STORED DATA.
☆ ☆ ☆ ☆ ☆ ☆ ☆

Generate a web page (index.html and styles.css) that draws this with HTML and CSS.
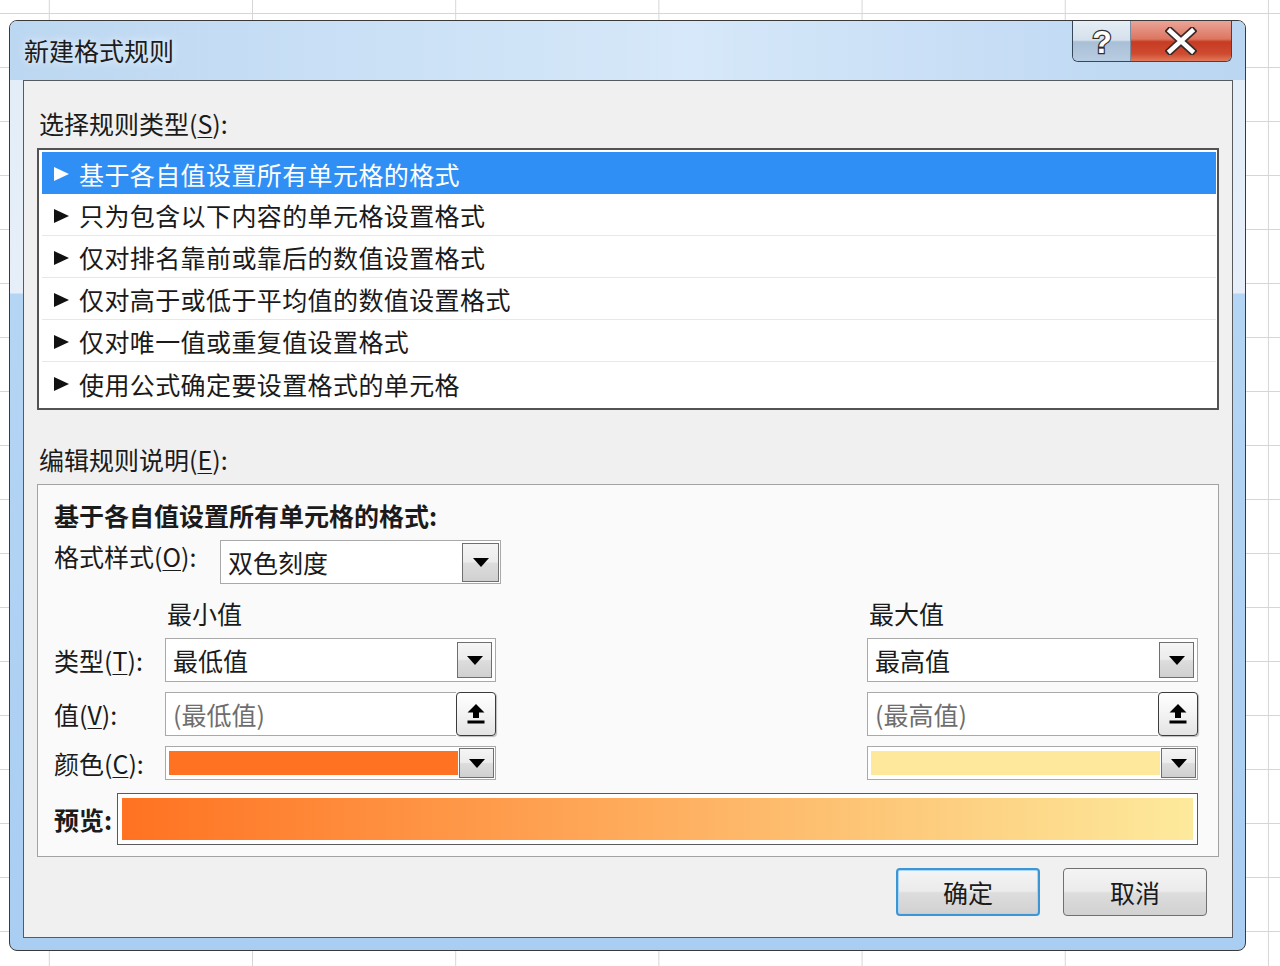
FILE: index.html
```html
<!DOCTYPE html>
<html lang="zh-CN">
<head>
<meta charset="utf-8">
<title>新建格式规则</title>
<link rel="stylesheet" href="styles.css">
</head>
<body>
<div class="dialog">
  <div class="titlebar">
    <span class="title">新建格式规则</span>
    <div class="captionbtns">
      <div class="helpbtn">
        <svg width="30" height="40" viewBox="0 0 30 40"><text x="15" y="32" text-anchor="middle" class="helpglyph">?</text></svg>
      </div>
      <div class="closebtn">
        <svg width="32" height="28" viewBox="0 0 32 28">
          <path d="M5 4 L27 24 M27 4 L5 24" stroke="#3b2a28" stroke-width="8" stroke-linecap="square" fill="none"/>
          <path d="M5 4 L27 24 M27 4 L5 24" stroke="#fff" stroke-width="4.5" stroke-linecap="square" fill="none"/>
        </svg>
      </div>
    </div>
  </div>

  <div class="client">
    <div class="grouplabel">选择规则类型(<u>S</u>):</div>
    <ul class="rulelist">
      <li class="selected"><span class="arrow"></span>基于各自值设置所有单元格的格式</li>
      <li><span class="arrow"></span>只为包含以下内容的单元格设置格式</li>
      <li><span class="arrow"></span>仅对排名靠前或靠后的数值设置格式</li>
      <li><span class="arrow"></span>仅对高于或低于平均值的数值设置格式</li>
      <li><span class="arrow"></span>仅对唯一值或重复值设置格式</li>
      <li class="last"><span class="arrow"></span>使用公式确定要设置格式的单元格</li>
    </ul>

    <div class="grouplabel second">编辑规则说明(<u>E</u>):</div>
    <div class="editpanel">
      <div class="paneltitle">基于各自值设置所有单元格的格式:</div>

      <div class="stylerow">
        <span class="stylelabel">格式样式(<u>O</u>):</span>
        <div class="combo stylecombo"><span class="value">双色刻度</span><span class="dropbtn"></span></div>
      </div>

      <div class="scalegrid">
        <span></span>
        <span class="colhead">最小值</span>
        <span></span>
        <span class="colhead">最大值</span>

        <span class="rowlabel">类型(<u>T</u>):</span>
        <div class="combo"><span class="value">最低值</span><span class="dropbtn"></span></div>
        <span></span>
        <div class="combo"><span class="value">最高值</span><span class="dropbtn"></span></div>

        <span class="rowlabel">值(<u>V</u>):</span>
        <div class="valuebox">
          <span class="field">(最低值)</span>
          <span class="refbtn"><svg width="18" height="20" viewBox="0 0 18 20"><path d="M9 0 L17.5 8.5 L12 8.5 L12 14 L6 14 L6 8.5 L0.5 8.5 Z" fill="#000"/><rect x="0.5" y="16.5" width="17" height="3" fill="#000"/></svg></span>
        </div>
        <span></span>
        <div class="valuebox">
          <span class="field">(最高值)</span>
          <span class="refbtn"><svg width="18" height="20" viewBox="0 0 18 20"><path d="M9 0 L17.5 8.5 L12 8.5 L12 14 L6 14 L6 8.5 L0.5 8.5 Z" fill="#000"/><rect x="0.5" y="16.5" width="17" height="3" fill="#000"/></svg></span>
        </div>

        <span class="rowlabel">颜色(<u>C</u>):</span>
        <div class="combo colorcombo"><span class="swatch mincolor"></span><span class="dropbtn"></span></div>
        <span></span>
        <div class="combo colorcombo"><span class="swatch maxcolor"></span><span class="dropbtn"></span></div>
      </div>

      <div class="previewrow">
        <span class="previewlabel">预览:</span>
        <div class="preview"><div class="previewbar"></div></div>
      </div>
    </div>

    <div class="buttons">
      <button class="btn default">确定</button>
      <button class="btn">取消</button>
    </div>
  </div>
</div>
</body>
</html>
```

FILE: styles.css
```css
html, body
{
	margin:0;
}
body
{
	width:1280px;
	height:966px;
	overflow:hidden;
	background-color:#fff;
	background-image:linear-gradient(to right, #d6d6d6 1px, transparent 1px), linear-gradient(to bottom, #d6d6d6 1px, transparent 1px);
	background-size:203.2px 54px;
	background-position:252px 0, 0 13px;
	font-family:"Noto Sans CJK SC", "Noto Sans", sans-serif;
	font-size:25px;
	color:#1b1b1b;
}
u
{
	text-underline-offset:3px;
	text-decoration-thickness:1px;
}

/* window frame */
.dialog
{
	box-sizing:border-box;
	width:1237px;
	height:931px;
	margin:20px 0 0 9px;
	border:1px solid #3a3a3a;
	border-radius:8px;
	padding:0 12px 12px 13px;
	background:linear-gradient(to bottom, #e2edf8 0, #e6eff9 272px, #b5d5f4 273px, #a9cef2 100%);
	display:flex;
	flex-direction:column;
}
.titlebar
{
	height:59px;
	flex:none;
	margin:0 -12px 0 -13px;
	padding:0 13px 0 14px;
	display:flex;
	justify-content:space-between;
	align-items:center;
	border-radius:7px 7px 0 0;
	background:linear-gradient(to right, #bcd7f1 0%, #c8dff5 25%, #d6e8f9 55%, #c6ddf5 80%, #bad6f1 100%);
}
.title
{
	font-size:25px;
	color:#1c1c1c;
	text-shadow:0 0 8px rgba(255,255,255,0.9);
	line-height:1;
}
.captionbtns
{
	align-self:flex-start;
	display:flex;
	height:40px;
	border:1px solid #36475a;
	border-top:0;
	border-radius:0 0 6px 6px;
	overflow:hidden;
}
.helpbtn
{
	width:57px;
	display:flex;
	align-items:center;
	justify-content:center;
	background:linear-gradient(to bottom, #e6eef6 0%, #d4e0ec 48%, #a9bfd6 52%, #b8cde1 100%);
	border-right:1px solid #7a8ea3;
}
.helpglyph
{
	font-family:"Liberation Sans", sans-serif;
	font-weight:bold;
	font-size:32px;
	fill:#fff;
	stroke:#2e2e2e;
	stroke-width:2.4px;
	paint-order:stroke;
}
.closebtn
{
	width:100px;
	display:flex;
	align-items:center;
	justify-content:center;
	background:linear-gradient(to bottom, #eaa497 0%, #dc7661 45%, #c63b23 52%, #cf4a30 82%, #e07a5a 100%);
}

/* client area */
.client
{
	flex:1;
	border:1px solid #575b60;
	background:#f0f0f0;
	padding:0 13px;
	display:flex;
	flex-direction:column;
}
.grouplabel
{
	line-height:30px;
	margin-top:27px;
	padding-left:2px;
}
.grouplabel.second
{
	margin-top:34px;
}
.rulelist
{
	list-style:none;
	margin:10px 0 0;
	padding:2px 1px 4px 3px;
	border:2px solid #535353;
	background:#fff;
}
.rulelist li
{
	height:42px;
	box-sizing:border-box;
	border-bottom:1px solid #e8e8e8;
	display:flex;
	align-items:center;
	padding:2px 0 0 12px;
	line-height:1;
	letter-spacing:0.4px;
	color:#1a1a1a;
}
.rulelist li.last
{
	border-bottom:0;
}
.rulelist li.selected
{
	background:#2f8ff5;
	color:#fff;
	border-bottom:0;
}
.arrow
{
	width:0;
	height:0;
	border-left:15px solid #111;
	border-top:7px solid transparent;
	border-bottom:7px solid transparent;
	margin-right:10px;
}
.selected .arrow
{
	border-left-color:#fff;
}

/* rule description panel */
.editpanel
{
	margin-top:10px;
	border:1px solid #a2a2a2;
	background:#fafafa;
	padding:15px 20px 11px 16px;
}
.paneltitle
{
	line-height:30px;
	font-weight:bold;
}
.stylerow
{
	margin-top:10px;
	display:flex;
	align-items:flex-start;
}
.stylelabel
{
	width:166px;
	line-height:32px;
}
.combo
{
	display:flex;
	box-sizing:border-box;
	height:44px;
	border:1px solid #a9a9a9;
	background:#fff;
}
.combo .value
{
	flex:1;
	display:flex;
	align-items:center;
	padding-left:7px;
	line-height:1;
}
.stylecombo
{
	width:281px;
}
.dropbtn
{
	width:35px;
	margin:3px;
	box-sizing:border-box;
	border:1px solid #6f6f6f;
	background:linear-gradient(to bottom, #f5f5f5 0%, #ececec 48%, #dddddd 52%, #d0d0d0 100%);
	display:flex;
	align-items:center;
	justify-content:center;
}
.dropbtn::after
{
	content:"";
	border-top:9px solid #000;
	border-left:8px solid transparent;
	border-right:8px solid transparent;
}
.stylecombo .dropbtn
{
	margin:2px 1px 1px 0;
	width:37px;
}
.scalegrid
{
	margin-top:14px;
	display:grid;
	grid-template-columns:111px 331px 1fr 331px;
	grid-template-rows:30px 44px 44px 34px;
	row-gap:10px;
	align-items:center;
}
.colhead
{
	padding-left:2px;
	line-height:30px;
}
.rowlabel
{
	line-height:30px;
}
.valuebox
{
	display:flex;
	height:44px;
}
.field
{
	flex:1;
	box-sizing:border-box;
	border:1px solid #a9a9a9;
	border-right:0;
	background:#fff;
	display:flex;
	align-items:center;
	padding-left:7px;
	color:#6e6e6e;
}
.refbtn
{
	width:40px;
	box-sizing:border-box;
	border:1px solid #3c3c3c;
	border-radius:4px;
	background:linear-gradient(to bottom, #ffffff 0%, #f3f3f3 50%, #e3e3e3 100%);
	box-shadow:1px 1px 1px rgba(0,0,0,0.25);
	display:flex;
	align-items:center;
	justify-content:center;
}
.colorcombo
{
	height:34px;
}
.colorcombo .swatch
{
	flex:1;
	margin:4px 1px 4px 3px;
}
.colorcombo .dropbtn
{
	margin:1px 1px 1px 0;
}
.mincolor
{
	background:#ff7221;
}
.maxcolor
{
	background:#fde89b;
}
.previewrow
{
	margin-top:13px;
	display:flex;
	align-items:center;
	height:52px;
}
.previewlabel
{
	width:63px;
	font-weight:bold;
}
.preview
{
	flex:1;
	height:52px;
	box-sizing:border-box;
	border:1px solid #5a5a5a;
	background:#fff;
	padding:4px;
}
.previewbar
{
	height:100%;
	background:linear-gradient(to right, #ff7221, #fdea9c);
}

/* OK / Cancel */
.buttons
{
	margin-top:11px;
	display:flex;
	justify-content:flex-end;
	gap:23px;
	padding-right:12px;
}
.btn
{
	width:144px;
	height:48px;
	box-sizing:border-box;
	border:1px solid #707070;
	border-radius:4px;
	background:linear-gradient(to bottom, #f4f4f4 0%, #ebebeb 48%, #dddddd 52%, #d1d1d1 100%);
	font-family:"Noto Sans CJK SC", "Noto Sans", sans-serif;
	font-size:25px;
	color:#1b1b1b;
	padding:0;
}
.btn.default
{
	border:2px solid #3c96d6;
	box-shadow:inset 0 0 0 1px #a9d6f3;
}
```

☆ ☆ ☆ ☆ ☆ ☆ ☆

GIVEN EXERCISE. Return all lines containing the word "styles".

COMPLETED EXERCISE.
Generate a web page (index.html and styles.css) that draws this with HTML and CSS.
<link rel="stylesheet" href="styles.css">
FILE: styles.css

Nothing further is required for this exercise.